======== SUPPLIED DATA

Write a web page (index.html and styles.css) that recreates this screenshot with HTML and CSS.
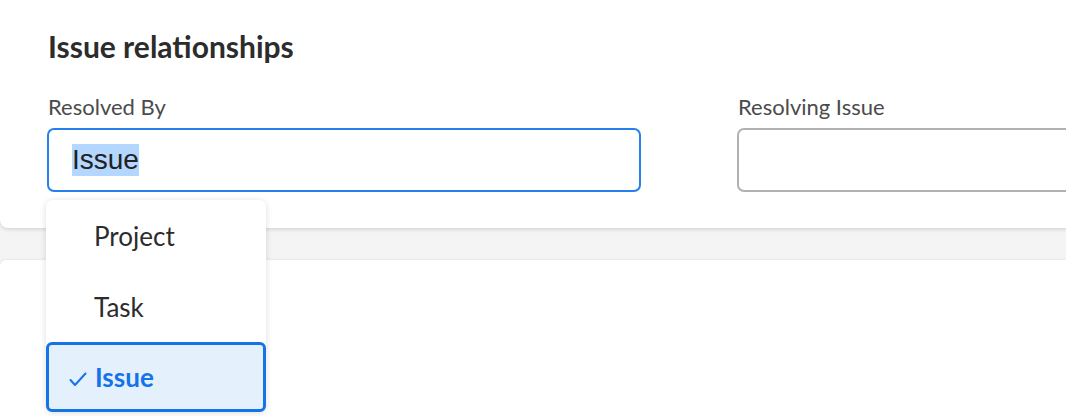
FILE: index.html
```html
<!DOCTYPE html>
<html lang="en">
<head>
<meta charset="utf-8">
<title>Issue relationships</title>
<link rel="stylesheet" href="styles.css">
</head>
<body>
<div class="page">
  <section class="card card-top">
    <h2 class="title">Issue relationships</h2>
    <div class="fields">
      <div class="field">
        <div class="label">Resolved By</div>
        <div class="input input-focused"><span class="selected-text">Issue</span></div>
      </div>
      <div class="field">
        <div class="label">Resolving Issue</div>
        <div class="input"></div>
      </div>
    </div>
  </section>
  <section class="card card-bottom"></section>

  <ul class="menu">
    <li class="menu-item">Project</li>
    <li class="menu-item">Task</li>
    <li class="menu-item is-selected">
      <svg class="check" viewBox="0 0 18 15" width="18" height="15" aria-hidden="true"><path d="M1.5 8 L6 13 L16.5 1.5" fill="none" stroke="#1473e6" stroke-width="2" stroke-linecap="round" stroke-linejoin="round"/></svg>
      <span>Issue</span>
    </li>
  </ul>
</div>
</body>
</html>
```

FILE: styles.css
```css
html, body {
  margin: 0;
  padding: 0;
  background: #f4f4f4;
  overflow: hidden;
}

.page {
  position: relative;
  width: 1066px;
  height: 416px;
  overflow: hidden;
  font-family: Lato, "Open Sans", sans-serif;
  color: #2c2c2c;
}

.card {
  background: #fff;
}

.card-top {
  height: 228px;
  box-sizing: border-box;
  padding: 28px 0 0 47px;
  border-bottom-left-radius: 8px;
  box-shadow: 0 1px 4px rgba(0, 0, 0, 0.16);
  position: relative;
  z-index: 1;
  width: 1400px;
}

.card-bottom {
  margin-top: 32px;
  height: 200px;
  border-top-left-radius: 6px;
  box-shadow: 0 0 3px rgba(0, 0, 0, 0.1);
}

.title {
  margin: 0 0 0 1px;
  font-size: 30px;
  font-weight: 700;
  line-height: 36px;
  color: #2c2c2c;
}

.fields {
  display: flex;
  gap: 96px;
  margin-top: 30px;
}

.field {
  width: 594px;
  flex: none;
}

.label {
  font-size: 22px;
  line-height: 26px;
  color: #4b4b4b;
  margin: 0 0 8px 1px;
}

.input {
  box-sizing: border-box;
  height: 64px;
  border: 2px solid #b1b1b1;
  border-radius: 7px;
  background: #fff;
  display: flex;
  align-items: center;
  padding-left: 23px;
}

.input-focused {
  border-color: #2680eb;
}

.selected-text {
  font-family: "Liberation Sans", Arial, sans-serif;
  font-size: 28px;
  line-height: 32px;
  color: #222;
  background: #b3d7fe;
}

.menu {
  position: absolute;
  z-index: 2;
  left: 46px;
  top: 200px;
  width: 220px;
  margin: 0;
  padding: 0;
  list-style: none;
  background: #fff;
  border-radius: 7px;
  box-shadow: 0 1px 6px rgba(0, 0, 0, 0.14);
}

.menu-item {
  box-sizing: border-box;
  height: 71px;
  display: flex;
  align-items: center;
  padding-left: 48px;
  font-size: 26px;
  color: #2c2c2c;
}

.menu-item.is-selected {
  height: 70px;
  padding-left: 20px;
  border: 3px solid #1473e6;
  border-radius: 6px;
  background: #e5f0fd;
  color: #1473e6;
  font-weight: 700;
  gap: 8px;
}

.check {
  flex: none;
  margin-top: 4px;
}
```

================

Restate the listing above word for word, and skip the pictures.

RESULT =
Write a web page (index.html and styles.css) that recreates this screenshot with HTML and CSS.
FILE: index.html
```html
<!DOCTYPE html>
<html lang="en">
<head>
<meta charset="utf-8">
<title>Issue relationships</title>
<link rel="stylesheet" href="styles.css">
</head>
<body>
<div class="page">
  <section class="card card-top">
    <h2 class="title">Issue relationships</h2>
    <div class="fields">
      <div class="field">
        <div class="label">Resolved By</div>
        <div class="input input-focused"><span class="selected-text">Issue</span></div>
      </div>
      <div class="field">
        <div class="label">Resolving Issue</div>
        <div class="input"></div>
      </div>
    </div>
  </section>
  <section class="card card-bottom"></section>

  <ul class="menu">
    <li class="menu-item">Project</li>
    <li class="menu-item">Task</li>
    <li class="menu-item is-selected">
      <svg class="check" viewBox="0 0 18 15" width="18" height="15" aria-hidden="true"><path d="M1.5 8 L6 13 L16.5 1.5" fill="none" stroke="#1473e6" stroke-width="2" stroke-linecap="round" stroke-linejoin="round"/></svg>
      <span>Issue</span>
    </li>
  </ul>
</div>
</body>
</html>
```

FILE: styles.css
```css
html, body {
  margin: 0;
  padding: 0;
  background: #f4f4f4;
  overflow: hidden;
}

.page {
  position: relative;
  width: 1066px;
  height: 416px;
  overflow: hidden;
  font-family: Lato, "Open Sans", sans-serif;
  color: #2c2c2c;
}

.card {
  background: #fff;
}

.card-top {
  height: 228px;
  box-sizing: border-box;
  padding: 28px 0 0 47px;
  border-bottom-left-radius: 8px;
  box-shadow: 0 1px 4px rgba(0, 0, 0, 0.16);
  position: relative;
  z-index: 1;
  width: 1400px;
}

.card-bottom {
  margin-top: 32px;
  height: 200px;
  border-top-left-radius: 6px;
  box-shadow: 0 0 3px rgba(0, 0, 0, 0.1);
}

.title {
  margin: 0 0 0 1px;
  font-size: 30px;
  font-weight: 700;
  line-height: 36px;
  color: #2c2c2c;
}

.fields {
  display: flex;
  gap: 96px;
  margin-top: 30px;
}

.field {
  width: 594px;
  flex: none;
}

.label {
  font-size: 22px;
  line-height: 26px;
  color: #4b4b4b;
  margin: 0 0 8px 1px;
}

.input {
  box-sizing: border-box;
  height: 64px;
  border: 2px solid #b1b1b1;
  border-radius: 7px;
  background: #fff;
  display: flex;
  align-items: center;
  padding-left: 23px;
}

.input-focused {
  border-color: #2680eb;
}

.selected-text {
  font-family: "Liberation Sans", Arial, sans-serif;
  font-size: 28px;
  line-height: 32px;
  color: #222;
  background: #b3d7fe;
}

.menu {
  position: absolute;
  z-index: 2;
  left: 46px;
  top: 200px;
  width: 220px;
  margin: 0;
  padding: 0;
  list-style: none;
  background: #fff;
  border-radius: 7px;
  box-shadow: 0 1px 6px rgba(0, 0, 0, 0.14);
}

.menu-item {
  box-sizing: border-box;
  height: 71px;
  display: flex;
  align-items: center;
  padding-left: 48px;
  font-size: 26px;
  color: #2c2c2c;
}

.menu-item.is-selected {
  height: 70px;
  padding-left: 20px;
  border: 3px solid #1473e6;
  border-radius: 6px;
  background: #e5f0fd;
  color: #1473e6;
  font-weight: 700;
  gap: 8px;
}

.check {
  flex: none;
  margin-top: 4px;
}
```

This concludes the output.